Across the way are John Bartlett’s history paintings, again featuring the homeless (a sleeper menaced by an enormous flea, a triptych of sleeping bags and makeshift shelter), and a strange painting of a cloud of germs coming out of the Houses of Parliament. The latter operates as both a comment on chemical warfare and a warning about the noxious effusions of government. Satire is the mood of the moment in Magnus Irvin’s room, which is given over to his intricate cardboard installation, entitled ‘The Monument’. This castellated wonder offers a solution to all our problems: the idea is to attract all the unwanted elements of society on board this floating raft, tow it out into the North Sea and sink it. To this end Irvin has devised sideshows many and various to entrap the ghastly: ‘Bumtucks and Boobjobs’ for essential repairs is not far from ‘Beef and Grief’, the friendly burger bar which also serves as a funeral parlour after Mad Cow Disease has got you. A witty and inventive fate for all those undesirables who currently plague our otherwise ideal world ...

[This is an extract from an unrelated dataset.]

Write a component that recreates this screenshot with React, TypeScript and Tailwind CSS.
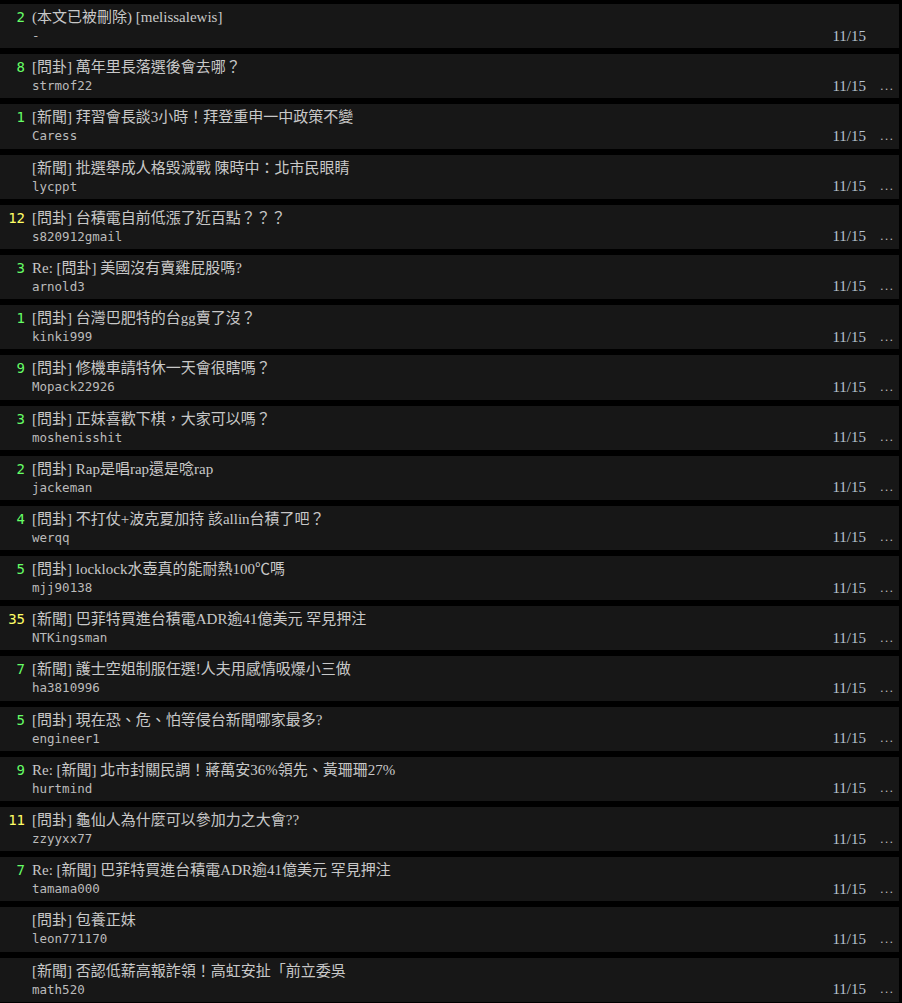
import React from "react";

type Row = { n: string; title: string; author: string; more: boolean };

const rows: Row[] = [
  { n: "2", title: "(本文已被刪除) [melissalewis]", author: "-", more: false },
  { n: "8", title: "[問卦] 萬年里長落選後會去哪？", author: "strmof22", more: true },
  { n: "1", title: "[新聞] 拜習會長談3小時！拜登重申一中政策不變", author: "Caress", more: true },
  { n: "", title: "[新聞] 批選舉成人格毀滅戰 陳時中：北市民眼睛", author: "lycppt", more: true },
  { n: "12", title: "[問卦] 台積電自前低漲了近百點？？？", author: "s820912gmail", more: true },
  { n: "3", title: "Re: [問卦] 美國沒有賣雞屁股嗎?", author: "arnold3", more: true },
  { n: "1", title: "[問卦] 台灣巴肥特的台gg賣了沒？", author: "kinki999", more: true },
  { n: "9", title: "[問卦] 修機車請特休一天會很瞎嗎？", author: "Mopack22926", more: true },
  { n: "3", title: "[問卦] 正妹喜歡下棋，大家可以嗎？", author: "moshenisshit", more: true },
  { n: "2", title: "[問卦] Rap是唱rap還是唸rap", author: "jackeman", more: true },
  { n: "4", title: "[問卦] 不打仗+波克夏加持 該allin台積了吧？", author: "werqq", more: true },
  { n: "5", title: "[問卦] locklock水壺真的能耐熱100℃嗎", author: "mjj90138", more: true },
  { n: "35", title: "[新聞] 巴菲特買進台積電ADR逾41億美元 罕見押注", author: "NTKingsman", more: true },
  { n: "7", title: "[新聞] 護士空姐制服任選!人夫用感情吸爆小三做", author: "ha3810996", more: true },
  { n: "5", title: "[問卦] 現在恐、危、怕等侵台新聞哪家最多?", author: "engineer1", more: true },
  { n: "9", title: "Re: [新聞] 北市封關民調！蔣萬安36%領先、黃珊珊27%", author: "hurtmind", more: true },
  { n: "11", title: "[問卦] 龜仙人為什麼可以參加力之大會??", author: "zzyyxx77", more: true },
  { n: "7", title: "Re: [新聞] 巴菲特買進台積電ADR逾41億美元 罕見押注", author: "tamama000", more: true },
  { n: "", title: "[問卦] 包養正妹", author: "leon771170", more: true },
  { n: "", title: "[新聞] 否認低薪高報詐領！高虹安扯「前立委吳", author: "math520", more: true },
];

export default function App() {
  return (
    <div className="min-h-[1003px] w-full bg-black pt-[4px]">
      <div className="w-[899px]">
        {rows.map((r, i) => {
          const big = r.n.length > 1;
          return (
            <div key={i} className="mb-[6px] flex h-[44.2px] bg-[#171717] pt-[4px]">
              <div
                className={`w-[25px] text-right text-[14px] leading-[18px] ${
                  big ? "text-[#ffff66]" : "text-[#66ff66]"
                }`}
                style={{ fontFamily: '"DejaVu Sans Mono", monospace' }}
              >
                {r.n}
              </div>
              <div className="ml-[7px] flex min-w-0 flex-1 flex-col">
                <div
                  className="h-[18px] whitespace-nowrap text-[15px] leading-[18px] text-[#c8c8c8]"
                  style={{ fontFamily: '"Liberation Serif", "Noto Sans CJK TC", serif' }}
                >
                  {r.title}
                </div>
                <div
                  className="h-[18px] whitespace-nowrap pt-[1px] text-[12.5px] leading-[18px] text-[#bbbbbb]"
                  style={{ fontFamily: '"DejaVu Sans Mono", monospace' }}
                >
                  {r.author}
                </div>
              </div>
              <div className="flex flex-col">
                <div className="h-[18px]" />
                <div className="flex h-[18px] items-center pt-[1px]">
                  <span
                    className="ml-[1px] text-[15px] leading-[18px] text-[#b7c3cf]"
                    style={{ fontFamily: '"Liberation Serif", serif' }}
                  >
                    11/15
                  </span>
                  <span
                    className="ml-[14px] w-[19px] text-[13px] leading-[18px] tracking-[1.2px] text-[#bbbbbb]"
                    style={{ fontFamily: '"Liberation Sans", sans-serif' }}
                  >
                    {r.more ? "..." : ""}
                  </span>
                </div>
              </div>
            </div>
          );
        })}
      </div>
    </div>
  );
}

Walk out of Hell (if only it were so easy) and enter Heaven in the main room of the exhibition. Here is a generally more optimistic vision of London. Arturo di Stefano’s magisterial paintings of the South Bank and Waterloo, with their intriguingly distressed surfaces, present the positive face of the city: warmly human and awash with the poetry of place. He’s a fine painter, and it’s always a pleasure to see his work, but I can’t quite see where he fits into the dialectic. Ben Johnson’s cool architectural celebrations, however, are obviously heavenly — there aren’t any people in them. He deals with open corridors and exact reflections, with the deep reassurance of mathematical precision in a clean, well-lighted place. A kind of Utopia. Jiro Osuga’s Thames screen, grey skies on one side, blue on the other, has a nice sense of concertinaed space around the great unused highway which is London River. And Janet Brooke, having initially hated the skyscraper of Canary Wharf, has come to love it and make good art out of it. In a series of 36 relief prints (done in lino and card) echoing Hokusai’s famous ‘Views of Mount Fuji’, she depicts the tower in many moods and from many angles. A witty, refreshing and rather beautiful sequence, and a good place to leave the argument over our ultimately tendentious modern city.